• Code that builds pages
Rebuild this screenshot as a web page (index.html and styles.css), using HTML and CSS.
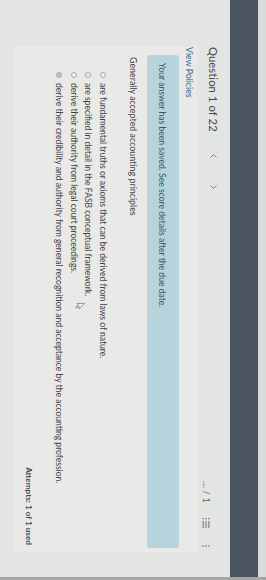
FILE: index.html
```html
<!DOCTYPE html>
<html>
<head>
<meta charset="utf-8">
<link rel="stylesheet" href="styles.css">
</head>
<body>
<div class="screen">
<div class="frame">
  <div class="topstrip"></div>
  <div class="appbar"></div>
  <div class="main">
    <div class="qhead">
      <div class="qtitle">Question 1 of 22</div>
      <div class="qnav">
        <svg class="chev" width="7" height="7" viewBox="0 0 7 7"><polyline points="4.5,0.5 1.5,3.5 4.5,6.5" fill="none" stroke="#7d8082" stroke-width="1"/></svg>
        <svg class="chev" width="7" height="7" viewBox="0 0 7 7"><polyline points="2.5,0.5 5.5,3.5 2.5,6.5" fill="none" stroke="#7d8082" stroke-width="1"/></svg>
      </div>
      <div class="qtools">
        <span class="score">... / 1</span>
        <svg class="listicon" width="10" height="8" viewBox="0 0 10 8"><g fill="#6b6e70"><rect x="0" y="0.5" width="1.3" height="1.3"/><rect x="3" y="0.6" width="7" height="1"/><rect x="0" y="3.4" width="1.3" height="1.3"/><rect x="3" y="3.5" width="7" height="1"/><rect x="0" y="6.2" width="1.3" height="1.3"/><rect x="3" y="6.3" width="7" height="1"/></g></svg>
        <svg class="kebab" width="2" height="8" viewBox="0 0 2 8"><g fill="#6b6e70"><circle cx="1" cy="1" r="0.8"/><circle cx="1" cy="4" r="0.8"/><circle cx="1" cy="7" r="0.8"/></g></svg>
      </div>
    </div>
    <div class="card">
      <div class="policies">View Policies</div>
      <div class="banner">Your answer has been saved. See score details after the due date.</div>
      <div class="question">Generally accepted accounting principles</div>
      <div class="options">
        <div class="opt"><span class="radio"></span><span>are fundamental truths or axioms that can be derived from laws of nature.</span></div>
        <div class="opt"><span class="radio"></span><span>are specified in detail in the FASB conceptual framework.</span></div>
        <div class="opt"><span class="radio"></span><span>derive their authority from legal court proceedings.</span></div>
        <div class="opt"><span class="radio checked"></span><span>derive their credibility and authority from general recognition and acceptance by the accounting profession.</span></div>
      </div>
      <div class="attempts">Attempts: 1 of 1 used</div>
    </div>
  </div>
  <svg class="cursor" width="7" height="10" viewBox="0 0 7 10"><path d="M0.5 0.5 L0.5 8 L2.3 6.3 L3.6 9.3 L4.8 8.8 L3.5 5.9 L6 5.9 Z" fill="#f2f3f1" stroke="#6f7274" stroke-width="0.7" stroke-linejoin="round"/></svg>
</div>
</div>
</body>
</html>
```

FILE: styles.css
```css
html, body {
  margin: 0;
  padding: 0;
  overflow: hidden;
}
body {
  background: #e3e5e2;
  font-family: Lato, "Open Sans", sans-serif;
}
.screen {
  width: 266px;
  height: 580px;
  overflow: hidden;
}
.frame {
  width: 580px;
  height: 266px;
  transform-origin: 0 0;
  transform: translate(266px, 0) rotate(90deg);
  display: flex;
  flex-direction: column;
  background: #e3e5e2;
  box-sizing: border-box;
  border-right: 3px solid #a3a6a5;
  position: relative;
}
.topstrip {
  height: 8px;
  background: #d8dbda;
  flex: none;
}
.appbar {
  height: 28px;
  background: #4a5460;
  flex: none;
}
.main {
  flex: 1;
  display: flex;
  flex-direction: column;
  padding: 0 24px 13px 46px;
}
.qhead {
  height: 33px;
  display: flex;
  align-items: center;
  padding-left: 1px;
  padding-right: 6px;
  flex: none;
}
.qtitle {
  font-size: 11.2px;
  color: #46494b;
  letter-spacing: 0.1px;
  padding-bottom: 1px;
}
.qnav {
  display: flex;
  gap: 23px;
  margin-left: 21px;
}
.chev {
  display: block;
}
.qtools {
  margin-left: auto;
  display: flex;
  align-items: center;
  padding-top: 15px;
}
.score {
  font-size: 8.5px;
  color: #5b5e60;
  letter-spacing: 0.4px;
}
.listicon {
  display: block;
  margin-left: 15px;
}
.kebab {
  display: block;
  margin-left: 17px;
}
.card {
  flex: 1;
  background: #e9eae7;
  display: flex;
  flex-direction: column;
  padding: 0 5px 0 1px;
  color: #3f4244;
}
.policies {
  margin-top: 3px;
  font-size: 8.8px;
  line-height: 10px;
  color: #336c8c;
}
.banner {
  margin: 5px 0 0 8px;
  height: 31px;
  background: #b7d4dc;
  border-radius: 3px;
  display: flex;
  align-items: center;
  padding: 1px 8px 0;
  font-size: 8.6px;
  color: #3c5662;
}
.question {
  margin: 8px 0 0 10px;
  font-size: 8.9px;
  line-height: 12px;
}
.options {
  margin: 17px 0 0 25px;
  display: flex;
  flex-direction: column;
}
.opt {
  display: flex;
  align-items: center;
  height: 14.6px;
  font-size: 8.55px;
  gap: 5px;
}
.radio {
  width: 6px;
  height: 6px;
  border-radius: 50%;
  border: 1px solid #a7aaa9;
  box-sizing: border-box;
  background: #eeefec;
  flex: none;
}
.radio.checked {
  background: #a5a8a7;
  box-shadow: inset 0 0 0 1px #d6d8d6;
}
.attempts {
  margin-top: 17px;
  align-self: flex-end;
  margin-right: 3px;
  font-size: 8.2px;
  line-height: 12px;
  font-weight: 700;
  color: #4a4d4f;
}
.cursor {
  position: absolute;
  left: 303px;
  top: 181px;
}
```
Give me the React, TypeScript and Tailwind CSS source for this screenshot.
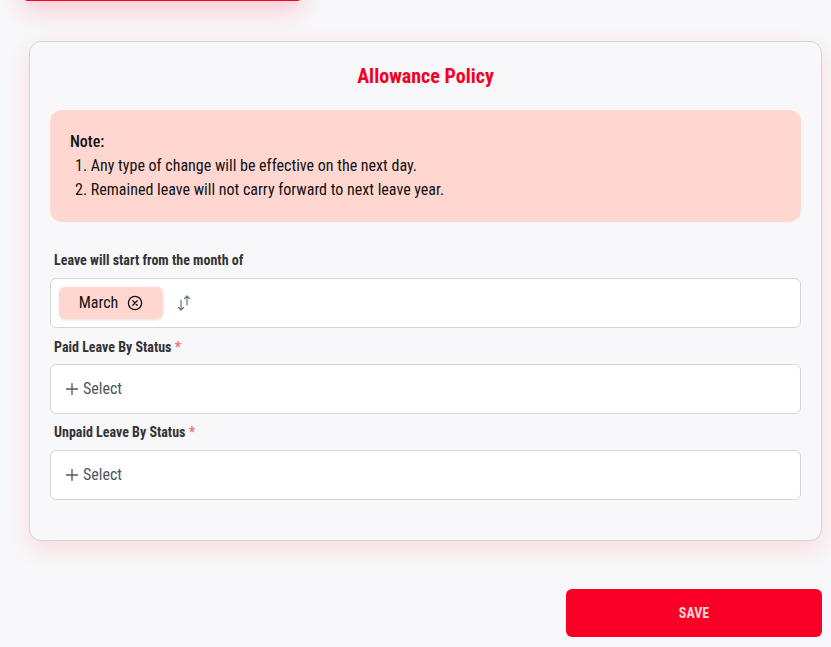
import React from 'react';

function SortIcon() {
    return (
        <svg width="18" height="18" viewBox="0 0 18 18" fill="none" stroke="#64748b" strokeWidth="1.2" strokeLinecap="round" strokeLinejoin="round">
            <path d="M5 6v10M2.5 13.5L5 16l2.5-2.5" />
            <path d="M11 11V2M8.5 4.5L11 2l2.5 2.5" />
        </svg>
    );
}

function CloseCircle() {
    return (
        <svg width="16" height="16" viewBox="0 0 16 16" fill="none" stroke="#111" strokeWidth="1.3" strokeLinecap="round">
            <circle cx="8" cy="8" r="6.6" />
            <path d="M5.8 5.8l4.4 4.4M10.2 5.8l-4.4 4.4" />
        </svg>
    );
}

function PlusIcon() {
    return (
        <svg width="12" height="12" viewBox="0 0 12 12" fill="none" stroke="#4b5563" strokeWidth="1.3" strokeLinecap="round">
            <path d="M6 0.5v11M0.5 6h11" />
        </svg>
    );
}

function SelectField() {
    return (
        <div className="h-[50px] bg-white border border-[#d6d6d8] rounded-md flex items-center px-[15px] gap-[5px] text-[#4b5563] text-[16px]">
            <PlusIcon />
            <span>Select</span>
        </div>
    );
}

export default function App() {
    return (
        <div className="min-h-[647px] bg-[#f8f8fa] relative overflow-hidden" style={{ fontFamily: '"Roboto Condensed", Roboto, "Liberation Sans", sans-serif', fontStretch: 'condensed' }}>
            <div className="absolute left-[22px] top-[-40px] w-[281px] h-[41px] bg-[#fa0026] rounded-md shadow-[0_10px_24px_rgba(250,0,38,0.18)]" />
            <div className="pt-[41px] pl-[29px] pr-[9px]">
                <div className="border border-[#d4d4d8] rounded-xl bg-[#f8f8fa] shadow-[0_8px_24px_rgba(255,90,80,0.18)] px-[20px] pt-[22px] pb-[40px]">
                    <h2 className="text-center text-[#f50025] font-bold text-[20px] leading-[24px]">Allowance Policy</h2>
                    <div className="mt-[22px] bg-[#ffd7d0] rounded-xl h-[112px] px-[20px] pt-[20px] text-[#111] text-[16px] leading-[24px]">
                        <p className="font-medium">Note:</p>
                        <ol className="pl-[5px]">
                            <li>1. Any type of change will be effective on the next day.</li>
                            <li>2. Remained leave will not carry forward to next leave year.</li>
                        </ol>
                    </div>
                    <label className="block mt-[29px] ml-[4px] text-[14px] font-bold text-[#333] leading-[18px]">Leave will start from the month of</label>
                    <div className="mt-[9px] h-[50px] bg-white border border-[#d6d6d8] rounded-md flex items-center pl-[8px] gap-[13px]">
                        <div className="h-[32px] w-[104px] bg-[#ffd7d0] rounded-md shadow-[0_1px_3px_rgba(0,0,0,0.12)] flex items-center justify-center gap-[9px] text-[16px] text-[#111]">
                            <span>March</span>
                            <CloseCircle />
                        </div>
                        <SortIcon />
                    </div>
                    <label className="block mt-[10px] ml-[4px] text-[14px] font-bold text-[#333] leading-[18px]">
                        Paid Leave By Status <span className="text-[#f87171]">*</span>
                    </label>
                    <div className="mt-[8px]"><SelectField /></div>
                    <label className="block mt-[9px] ml-[4px] text-[14px] font-bold text-[#333] leading-[18px]">
                        Unpaid Leave By Status <span className="text-[#f87171]">*</span>
                    </label>
                    <div className="mt-[9px]"><SelectField /></div>
                </div>
                <div className="flex justify-end mt-[48px]">
                    <button className="w-[256px] h-[48px] bg-[#fa0026] rounded-md text-[#ffd7d0] font-bold text-[14px]">SAVE</button>
                </div>
            </div>
        </div>
    );
}
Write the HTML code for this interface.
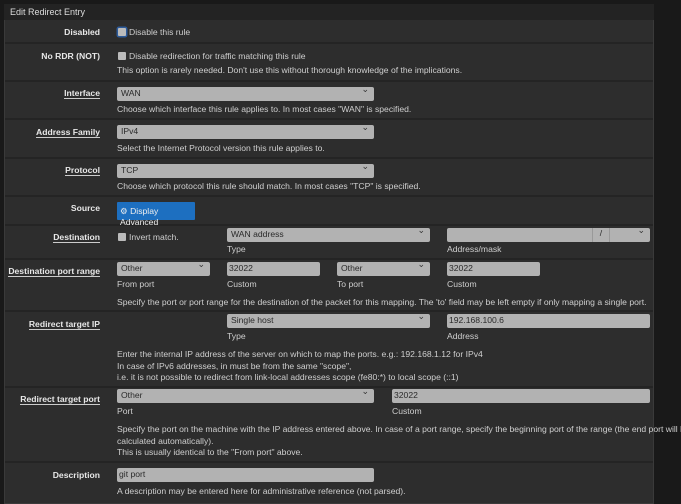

• Written problem
Only the lines from the one with "Give me the" down to the one with "import React from 'react';" belong in your copy, both ends included; write them out exactly and skip any pictures.

• Answer to the task
Give me the React, TypeScript and Tailwind CSS source for this screenshot.
import React from 'react';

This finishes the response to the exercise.